* What you are asked to do *
Which lines run from the first one up to and including the one with "const ink = '#231f20';"? Print exactly those.

* Supplied data *
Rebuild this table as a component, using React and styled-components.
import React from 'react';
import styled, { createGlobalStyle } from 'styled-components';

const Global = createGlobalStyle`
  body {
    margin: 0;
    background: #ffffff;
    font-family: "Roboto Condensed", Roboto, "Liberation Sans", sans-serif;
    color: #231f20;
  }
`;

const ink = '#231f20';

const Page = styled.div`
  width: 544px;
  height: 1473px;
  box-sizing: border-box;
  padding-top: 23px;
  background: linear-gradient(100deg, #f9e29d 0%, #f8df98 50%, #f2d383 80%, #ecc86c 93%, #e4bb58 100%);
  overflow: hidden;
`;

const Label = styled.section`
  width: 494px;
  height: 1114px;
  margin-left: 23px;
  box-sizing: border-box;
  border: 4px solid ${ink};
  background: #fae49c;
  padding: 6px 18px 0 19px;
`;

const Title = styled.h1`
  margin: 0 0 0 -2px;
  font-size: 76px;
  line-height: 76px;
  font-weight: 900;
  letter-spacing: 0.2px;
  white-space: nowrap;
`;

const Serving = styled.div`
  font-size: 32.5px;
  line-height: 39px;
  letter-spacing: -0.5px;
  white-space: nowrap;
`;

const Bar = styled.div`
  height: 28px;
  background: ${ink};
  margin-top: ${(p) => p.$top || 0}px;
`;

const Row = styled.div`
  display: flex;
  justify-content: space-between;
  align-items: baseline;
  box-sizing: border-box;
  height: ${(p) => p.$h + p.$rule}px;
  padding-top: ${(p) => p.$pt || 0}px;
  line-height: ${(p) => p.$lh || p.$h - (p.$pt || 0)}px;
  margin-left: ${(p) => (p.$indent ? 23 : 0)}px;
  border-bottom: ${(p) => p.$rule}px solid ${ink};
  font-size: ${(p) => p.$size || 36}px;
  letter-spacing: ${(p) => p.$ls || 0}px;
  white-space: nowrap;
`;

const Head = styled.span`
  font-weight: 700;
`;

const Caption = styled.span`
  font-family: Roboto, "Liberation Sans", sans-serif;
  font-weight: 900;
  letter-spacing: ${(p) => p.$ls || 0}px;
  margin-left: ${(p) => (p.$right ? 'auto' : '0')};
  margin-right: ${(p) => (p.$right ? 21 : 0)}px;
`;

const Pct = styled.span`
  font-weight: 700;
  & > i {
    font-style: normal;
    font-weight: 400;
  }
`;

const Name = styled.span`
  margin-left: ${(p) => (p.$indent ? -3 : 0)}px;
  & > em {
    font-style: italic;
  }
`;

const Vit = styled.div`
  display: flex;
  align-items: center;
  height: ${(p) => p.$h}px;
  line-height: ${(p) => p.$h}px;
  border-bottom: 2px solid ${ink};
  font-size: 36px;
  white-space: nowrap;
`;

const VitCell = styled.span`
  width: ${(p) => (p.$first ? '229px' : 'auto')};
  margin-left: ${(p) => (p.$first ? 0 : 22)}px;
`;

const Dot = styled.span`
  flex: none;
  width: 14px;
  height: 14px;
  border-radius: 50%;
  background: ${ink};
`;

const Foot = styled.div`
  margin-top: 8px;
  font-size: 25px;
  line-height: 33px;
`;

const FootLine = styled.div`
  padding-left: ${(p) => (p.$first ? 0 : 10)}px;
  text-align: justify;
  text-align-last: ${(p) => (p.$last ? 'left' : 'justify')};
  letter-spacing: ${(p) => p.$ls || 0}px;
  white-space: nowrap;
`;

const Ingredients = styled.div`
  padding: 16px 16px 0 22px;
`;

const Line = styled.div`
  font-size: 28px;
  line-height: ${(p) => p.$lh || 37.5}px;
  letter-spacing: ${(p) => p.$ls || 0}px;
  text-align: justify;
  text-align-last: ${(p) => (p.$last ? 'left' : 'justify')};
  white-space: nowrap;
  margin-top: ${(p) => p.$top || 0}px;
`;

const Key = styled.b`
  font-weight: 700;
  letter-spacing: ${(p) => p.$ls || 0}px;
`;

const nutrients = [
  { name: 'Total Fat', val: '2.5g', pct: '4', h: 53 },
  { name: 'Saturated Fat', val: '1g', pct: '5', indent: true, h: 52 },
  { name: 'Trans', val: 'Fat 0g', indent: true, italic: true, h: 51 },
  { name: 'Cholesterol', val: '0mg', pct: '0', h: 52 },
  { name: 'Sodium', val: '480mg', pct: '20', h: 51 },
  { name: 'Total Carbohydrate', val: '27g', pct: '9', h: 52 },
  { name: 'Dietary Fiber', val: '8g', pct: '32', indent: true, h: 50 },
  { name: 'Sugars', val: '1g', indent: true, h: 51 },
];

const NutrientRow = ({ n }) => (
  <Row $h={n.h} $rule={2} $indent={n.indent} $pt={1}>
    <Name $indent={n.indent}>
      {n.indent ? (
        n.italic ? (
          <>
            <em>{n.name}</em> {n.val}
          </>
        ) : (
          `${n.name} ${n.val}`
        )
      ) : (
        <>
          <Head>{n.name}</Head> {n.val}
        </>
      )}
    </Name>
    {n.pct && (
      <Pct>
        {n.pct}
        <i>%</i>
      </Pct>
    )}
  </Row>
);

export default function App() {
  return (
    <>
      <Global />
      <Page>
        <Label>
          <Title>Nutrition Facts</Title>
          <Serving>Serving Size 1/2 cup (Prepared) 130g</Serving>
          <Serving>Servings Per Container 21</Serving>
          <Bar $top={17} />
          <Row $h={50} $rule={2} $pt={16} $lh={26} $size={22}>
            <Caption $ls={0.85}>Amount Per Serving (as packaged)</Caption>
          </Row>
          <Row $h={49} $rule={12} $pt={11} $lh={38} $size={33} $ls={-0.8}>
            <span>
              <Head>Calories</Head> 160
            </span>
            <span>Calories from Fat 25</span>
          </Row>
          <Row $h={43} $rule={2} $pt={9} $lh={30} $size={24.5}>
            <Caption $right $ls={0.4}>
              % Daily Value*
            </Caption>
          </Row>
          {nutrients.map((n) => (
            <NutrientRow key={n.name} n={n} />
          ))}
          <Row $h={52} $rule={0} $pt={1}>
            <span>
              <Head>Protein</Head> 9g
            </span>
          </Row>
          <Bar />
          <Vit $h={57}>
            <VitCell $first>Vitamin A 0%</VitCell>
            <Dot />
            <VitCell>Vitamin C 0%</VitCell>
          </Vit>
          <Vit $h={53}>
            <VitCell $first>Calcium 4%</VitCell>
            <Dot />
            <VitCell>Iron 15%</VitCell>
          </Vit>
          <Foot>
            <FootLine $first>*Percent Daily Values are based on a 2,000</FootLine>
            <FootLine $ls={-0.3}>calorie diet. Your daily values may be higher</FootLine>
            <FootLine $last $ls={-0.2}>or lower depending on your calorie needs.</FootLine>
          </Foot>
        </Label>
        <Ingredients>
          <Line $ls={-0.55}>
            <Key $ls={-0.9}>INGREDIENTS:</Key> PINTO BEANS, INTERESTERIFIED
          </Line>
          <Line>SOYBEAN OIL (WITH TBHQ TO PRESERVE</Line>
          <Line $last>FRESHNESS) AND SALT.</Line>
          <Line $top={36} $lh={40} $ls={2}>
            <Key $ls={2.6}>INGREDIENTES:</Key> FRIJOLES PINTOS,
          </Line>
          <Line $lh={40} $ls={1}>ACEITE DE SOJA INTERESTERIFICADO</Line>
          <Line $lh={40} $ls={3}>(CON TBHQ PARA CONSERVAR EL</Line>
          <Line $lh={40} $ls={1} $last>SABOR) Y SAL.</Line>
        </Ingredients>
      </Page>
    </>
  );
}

* Solution *
Rebuild this table as a component, using React and styled-components.
import React from 'react';
import styled, { createGlobalStyle } from 'styled-components';

const Global = createGlobalStyle`
  body {
    margin: 0;
    background: #ffffff;
    font-family: "Roboto Condensed", Roboto, "Liberation Sans", sans-serif;
    color: #231f20;
  }
`;

const ink = '#231f20';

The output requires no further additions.